SET TASK: Give back the full listing, character for character, with no pictures.

━━━━━━━━━━━━━━━━━━━━━━━━━━━━━━

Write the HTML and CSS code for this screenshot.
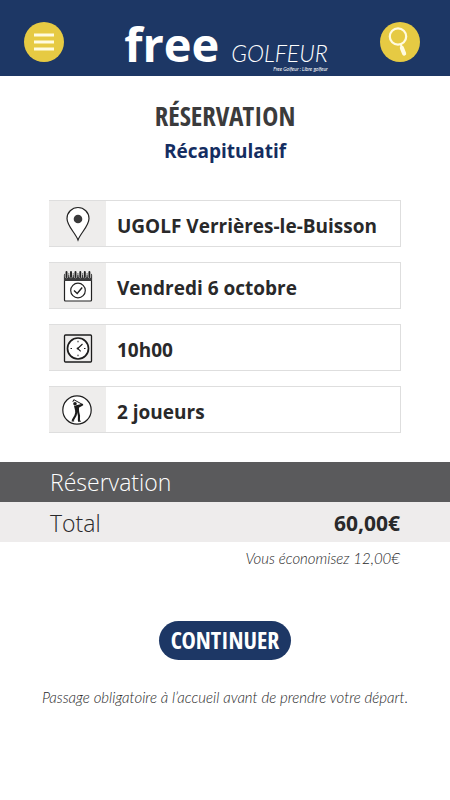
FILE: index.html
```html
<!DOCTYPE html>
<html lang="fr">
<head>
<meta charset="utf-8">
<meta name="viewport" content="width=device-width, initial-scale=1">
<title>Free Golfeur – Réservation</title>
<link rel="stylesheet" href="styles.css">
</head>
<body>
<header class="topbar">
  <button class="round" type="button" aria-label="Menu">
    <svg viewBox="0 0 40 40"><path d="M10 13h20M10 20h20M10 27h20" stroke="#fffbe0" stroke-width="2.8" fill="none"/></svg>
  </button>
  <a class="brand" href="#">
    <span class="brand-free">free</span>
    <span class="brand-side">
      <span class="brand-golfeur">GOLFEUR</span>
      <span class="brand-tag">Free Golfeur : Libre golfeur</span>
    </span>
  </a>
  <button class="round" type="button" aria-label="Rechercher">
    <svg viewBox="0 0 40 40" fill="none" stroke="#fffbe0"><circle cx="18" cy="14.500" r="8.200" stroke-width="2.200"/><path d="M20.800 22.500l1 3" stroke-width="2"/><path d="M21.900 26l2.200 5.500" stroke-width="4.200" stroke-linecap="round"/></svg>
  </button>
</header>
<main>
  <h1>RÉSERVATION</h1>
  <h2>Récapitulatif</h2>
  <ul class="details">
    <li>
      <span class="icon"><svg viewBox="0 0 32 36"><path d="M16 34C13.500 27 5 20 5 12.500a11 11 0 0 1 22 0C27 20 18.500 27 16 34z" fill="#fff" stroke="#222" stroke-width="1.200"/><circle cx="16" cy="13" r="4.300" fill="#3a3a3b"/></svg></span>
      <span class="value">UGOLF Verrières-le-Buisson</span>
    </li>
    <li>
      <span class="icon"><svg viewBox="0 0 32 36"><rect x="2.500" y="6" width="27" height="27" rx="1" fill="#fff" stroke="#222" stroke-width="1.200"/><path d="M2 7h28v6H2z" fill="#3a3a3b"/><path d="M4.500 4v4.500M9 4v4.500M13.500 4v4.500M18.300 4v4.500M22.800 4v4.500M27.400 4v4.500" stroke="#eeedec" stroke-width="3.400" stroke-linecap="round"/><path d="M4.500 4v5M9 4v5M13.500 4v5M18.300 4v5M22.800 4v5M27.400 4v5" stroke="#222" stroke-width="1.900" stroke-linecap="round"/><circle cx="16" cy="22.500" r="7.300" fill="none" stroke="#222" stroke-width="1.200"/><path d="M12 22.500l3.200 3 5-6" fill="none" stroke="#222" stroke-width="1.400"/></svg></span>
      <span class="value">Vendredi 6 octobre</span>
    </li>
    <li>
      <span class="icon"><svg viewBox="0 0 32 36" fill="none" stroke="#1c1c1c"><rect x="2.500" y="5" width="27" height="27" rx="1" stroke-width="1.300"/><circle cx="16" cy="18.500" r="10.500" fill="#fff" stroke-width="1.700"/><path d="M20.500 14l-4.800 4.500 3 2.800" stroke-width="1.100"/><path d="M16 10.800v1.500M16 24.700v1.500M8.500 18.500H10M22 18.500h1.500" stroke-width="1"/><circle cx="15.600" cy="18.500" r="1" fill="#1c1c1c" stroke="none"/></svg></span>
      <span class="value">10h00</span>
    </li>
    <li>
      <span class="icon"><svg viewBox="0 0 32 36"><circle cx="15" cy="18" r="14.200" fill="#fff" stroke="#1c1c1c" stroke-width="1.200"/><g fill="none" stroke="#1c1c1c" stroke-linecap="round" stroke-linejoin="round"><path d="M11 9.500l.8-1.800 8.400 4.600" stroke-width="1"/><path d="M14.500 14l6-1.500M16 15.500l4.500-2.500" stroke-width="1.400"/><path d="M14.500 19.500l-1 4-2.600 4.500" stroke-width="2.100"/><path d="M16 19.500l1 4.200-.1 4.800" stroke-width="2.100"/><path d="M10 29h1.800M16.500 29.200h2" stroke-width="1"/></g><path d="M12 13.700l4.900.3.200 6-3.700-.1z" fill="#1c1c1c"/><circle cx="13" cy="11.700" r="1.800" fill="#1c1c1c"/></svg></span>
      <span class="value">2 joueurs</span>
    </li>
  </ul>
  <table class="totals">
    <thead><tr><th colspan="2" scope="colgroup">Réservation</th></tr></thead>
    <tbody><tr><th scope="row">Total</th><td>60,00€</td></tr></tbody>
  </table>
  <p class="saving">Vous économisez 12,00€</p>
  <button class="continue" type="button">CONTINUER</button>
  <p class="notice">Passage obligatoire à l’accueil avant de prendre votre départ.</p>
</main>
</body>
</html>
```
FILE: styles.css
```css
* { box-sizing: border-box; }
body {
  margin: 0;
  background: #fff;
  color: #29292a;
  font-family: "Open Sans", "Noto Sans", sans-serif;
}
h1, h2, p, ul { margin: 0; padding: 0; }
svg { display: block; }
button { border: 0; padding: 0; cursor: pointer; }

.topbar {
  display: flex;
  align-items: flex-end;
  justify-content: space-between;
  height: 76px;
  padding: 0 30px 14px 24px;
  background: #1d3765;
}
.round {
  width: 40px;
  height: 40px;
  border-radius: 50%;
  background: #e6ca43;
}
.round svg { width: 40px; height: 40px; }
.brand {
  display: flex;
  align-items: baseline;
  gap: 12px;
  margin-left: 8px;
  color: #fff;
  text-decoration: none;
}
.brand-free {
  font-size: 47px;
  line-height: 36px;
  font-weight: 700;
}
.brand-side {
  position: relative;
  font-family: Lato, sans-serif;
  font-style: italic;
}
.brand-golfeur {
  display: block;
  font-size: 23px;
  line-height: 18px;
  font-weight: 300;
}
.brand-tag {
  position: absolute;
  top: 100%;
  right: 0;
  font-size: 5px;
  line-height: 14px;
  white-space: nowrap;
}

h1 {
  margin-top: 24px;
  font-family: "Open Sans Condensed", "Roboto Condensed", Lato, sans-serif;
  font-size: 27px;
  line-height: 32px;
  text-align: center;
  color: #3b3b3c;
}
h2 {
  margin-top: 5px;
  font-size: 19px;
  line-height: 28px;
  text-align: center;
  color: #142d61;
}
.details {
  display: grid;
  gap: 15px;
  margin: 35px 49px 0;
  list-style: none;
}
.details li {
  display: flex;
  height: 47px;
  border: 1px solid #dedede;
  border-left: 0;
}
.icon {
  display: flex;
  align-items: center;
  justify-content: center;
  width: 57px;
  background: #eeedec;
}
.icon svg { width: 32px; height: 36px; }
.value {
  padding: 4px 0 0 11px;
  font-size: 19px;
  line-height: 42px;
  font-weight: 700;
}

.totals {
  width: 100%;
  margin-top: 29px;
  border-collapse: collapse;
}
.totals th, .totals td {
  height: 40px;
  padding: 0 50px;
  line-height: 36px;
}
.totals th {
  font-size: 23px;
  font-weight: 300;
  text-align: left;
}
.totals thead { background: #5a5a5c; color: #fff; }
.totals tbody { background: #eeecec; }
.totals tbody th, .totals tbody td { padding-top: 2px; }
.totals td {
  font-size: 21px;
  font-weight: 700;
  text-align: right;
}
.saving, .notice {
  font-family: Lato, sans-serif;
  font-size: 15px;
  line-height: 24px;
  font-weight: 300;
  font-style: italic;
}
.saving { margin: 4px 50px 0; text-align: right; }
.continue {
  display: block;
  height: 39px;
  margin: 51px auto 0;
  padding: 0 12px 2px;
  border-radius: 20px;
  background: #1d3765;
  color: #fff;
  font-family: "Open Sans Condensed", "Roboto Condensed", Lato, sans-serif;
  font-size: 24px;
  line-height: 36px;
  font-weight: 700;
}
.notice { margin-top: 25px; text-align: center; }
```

━━━━━━━━━━━━━━━━━━━━━━━━━━━━━━

RESULT OF THIS TASK:
Write the HTML and CSS code for this screenshot.
FILE: index.html
```html
<!DOCTYPE html>
<html lang="fr">
<head>
<meta charset="utf-8">
<meta name="viewport" content="width=device-width, initial-scale=1">
<title>Free Golfeur – Réservation</title>
<link rel="stylesheet" href="styles.css">
</head>
<body>
<header class="topbar">
  <button class="round" type="button" aria-label="Menu">
    <svg viewBox="0 0 40 40"><path d="M10 13h20M10 20h20M10 27h20" stroke="#fffbe0" stroke-width="2.8" fill="none"/></svg>
  </button>
  <a class="brand" href="#">
    <span class="brand-free">free</span>
    <span class="brand-side">
      <span class="brand-golfeur">GOLFEUR</span>
      <span class="brand-tag">Free Golfeur : Libre golfeur</span>
    </span>
  </a>
  <button class="round" type="button" aria-label="Rechercher">
    <svg viewBox="0 0 40 40" fill="none" stroke="#fffbe0"><circle cx="18" cy="14.500" r="8.200" stroke-width="2.200"/><path d="M20.800 22.500l1 3" stroke-width="2"/><path d="M21.900 26l2.200 5.500" stroke-width="4.200" stroke-linecap="round"/></svg>
  </button>
</header>
<main>
  <h1>RÉSERVATION</h1>
  <h2>Récapitulatif</h2>
  <ul class="details">
    <li>
      <span class="icon"><svg viewBox="0 0 32 36"><path d="M16 34C13.500 27 5 20 5 12.500a11 11 0 0 1 22 0C27 20 18.500 27 16 34z" fill="#fff" stroke="#222" stroke-width="1.200"/><circle cx="16" cy="13" r="4.300" fill="#3a3a3b"/></svg></span>
      <span class="value">UGOLF Verrières-le-Buisson</span>
    </li>
    <li>
      <span class="icon"><svg viewBox="0 0 32 36"><rect x="2.500" y="6" width="27" height="27" rx="1" fill="#fff" stroke="#222" stroke-width="1.200"/><path d="M2 7h28v6H2z" fill="#3a3a3b"/><path d="M4.500 4v4.500M9 4v4.500M13.500 4v4.500M18.300 4v4.500M22.800 4v4.500M27.400 4v4.500" stroke="#eeedec" stroke-width="3.400" stroke-linecap="round"/><path d="M4.500 4v5M9 4v5M13.500 4v5M18.300 4v5M22.800 4v5M27.400 4v5" stroke="#222" stroke-width="1.900" stroke-linecap="round"/><circle cx="16" cy="22.500" r="7.300" fill="none" stroke="#222" stroke-width="1.200"/><path d="M12 22.500l3.200 3 5-6" fill="none" stroke="#222" stroke-width="1.400"/></svg></span>
      <span class="value">Vendredi 6 octobre</span>
    </li>
    <li>
      <span class="icon"><svg viewBox="0 0 32 36" fill="none" stroke="#1c1c1c"><rect x="2.500" y="5" width="27" height="27" rx="1" stroke-width="1.300"/><circle cx="16" cy="18.500" r="10.500" fill="#fff" stroke-width="1.700"/><path d="M20.500 14l-4.800 4.500 3 2.800" stroke-width="1.100"/><path d="M16 10.800v1.500M16 24.700v1.500M8.500 18.500H10M22 18.500h1.500" stroke-width="1"/><circle cx="15.600" cy="18.500" r="1" fill="#1c1c1c" stroke="none"/></svg></span>
      <span class="value">10h00</span>
    </li>
    <li>
      <span class="icon"><svg viewBox="0 0 32 36"><circle cx="15" cy="18" r="14.200" fill="#fff" stroke="#1c1c1c" stroke-width="1.200"/><g fill="none" stroke="#1c1c1c" stroke-linecap="round" stroke-linejoin="round"><path d="M11 9.500l.8-1.800 8.400 4.600" stroke-width="1"/><path d="M14.500 14l6-1.500M16 15.500l4.500-2.500" stroke-width="1.400"/><path d="M14.500 19.500l-1 4-2.600 4.500" stroke-width="2.100"/><path d="M16 19.500l1 4.200-.1 4.800" stroke-width="2.100"/><path d="M10 29h1.800M16.500 29.200h2" stroke-width="1"/></g><path d="M12 13.700l4.900.3.200 6-3.700-.1z" fill="#1c1c1c"/><circle cx="13" cy="11.700" r="1.800" fill="#1c1c1c"/></svg></span>
      <span class="value">2 joueurs</span>
    </li>
  </ul>
  <table class="totals">
    <thead><tr><th colspan="2" scope="colgroup">Réservation</th></tr></thead>
    <tbody><tr><th scope="row">Total</th><td>60,00€</td></tr></tbody>
  </table>
  <p class="saving">Vous économisez 12,00€</p>
  <button class="continue" type="button">CONTINUER</button>
  <p class="notice">Passage obligatoire à l’accueil avant de prendre votre départ.</p>
</main>
</body>
</html>
```
FILE: styles.css
```css
* { box-sizing: border-box; }
body {
  margin: 0;
  background: #fff;
  color: #29292a;
  font-family: "Open Sans", "Noto Sans", sans-serif;
}
h1, h2, p, ul { margin: 0; padding: 0; }
svg { display: block; }
button { border: 0; padding: 0; cursor: pointer; }

.topbar {
  display: flex;
  align-items: flex-end;
  justify-content: space-between;
  height: 76px;
  padding: 0 30px 14px 24px;
  background: #1d3765;
}
.round {
  width: 40px;
  height: 40px;
  border-radius: 50%;
  background: #e6ca43;
}
.round svg { width: 40px; height: 40px; }
.brand {
  display: flex;
  align-items: baseline;
  gap: 12px;
  margin-left: 8px;
  color: #fff;
  text-decoration: none;
}
.brand-free {
  font-size: 47px;
  line-height: 36px;
  font-weight: 700;
}
.brand-side {
  position: relative;
  font-family: Lato, sans-serif;
  font-style: italic;
}
.brand-golfeur {
  display: block;
  font-size: 23px;
  line-height: 18px;
  font-weight: 300;
}
.brand-tag {
  position: absolute;
  top: 100%;
  right: 0;
  font-size: 5px;
  line-height: 14px;
  white-space: nowrap;
}

h1 {
  margin-top: 24px;
  font-family: "Open Sans Condensed", "Roboto Condensed", Lato, sans-serif;
  font-size: 27px;
  line-height: 32px;
  text-align: center;
  color: #3b3b3c;
}
h2 {
  margin-top: 5px;
  font-size: 19px;
  line-height: 28px;
  text-align: center;
  color: #142d61;
}
.details {
  display: grid;
  gap: 15px;
  margin: 35px 49px 0;
  list-style: none;
}
.details li {
  display: flex;
  height: 47px;
  border: 1px solid #dedede;
  border-left: 0;
}
.icon {
  display: flex;
  align-items: center;
  justify-content: center;
  width: 57px;
  background: #eeedec;
}
.icon svg { width: 32px; height: 36px; }
.value {
  padding: 4px 0 0 11px;
  font-size: 19px;
  line-height: 42px;
  font-weight: 700;
}

.totals {
  width: 100%;
  margin-top: 29px;
  border-collapse: collapse;
}
.totals th, .totals td {
  height: 40px;
  padding: 0 50px;
  line-height: 36px;
}
.totals th {
  font-size: 23px;
  font-weight: 300;
  text-align: left;
}
.totals thead { background: #5a5a5c; color: #fff; }
.totals tbody { background: #eeecec; }
.totals tbody th, .totals tbody td { padding-top: 2px; }
.totals td {
  font-size: 21px;
  font-weight: 700;
  text-align: right;
}
.saving, .notice {
  font-family: Lato, sans-serif;
  font-size: 15px;
  line-height: 24px;
  font-weight: 300;
  font-style: italic;
}
.saving { margin: 4px 50px 0; text-align: right; }
.continue {
  display: block;
  height: 39px;
  margin: 51px auto 0;
  padding: 0 12px 2px;
  border-radius: 20px;
  background: #1d3765;
  color: #fff;
  font-family: "Open Sans Condensed", "Roboto Condensed", Lato, sans-serif;
  font-size: 24px;
  line-height: 36px;
  font-weight: 700;
}
.notice { margin-top: 25px; text-align: center; }
```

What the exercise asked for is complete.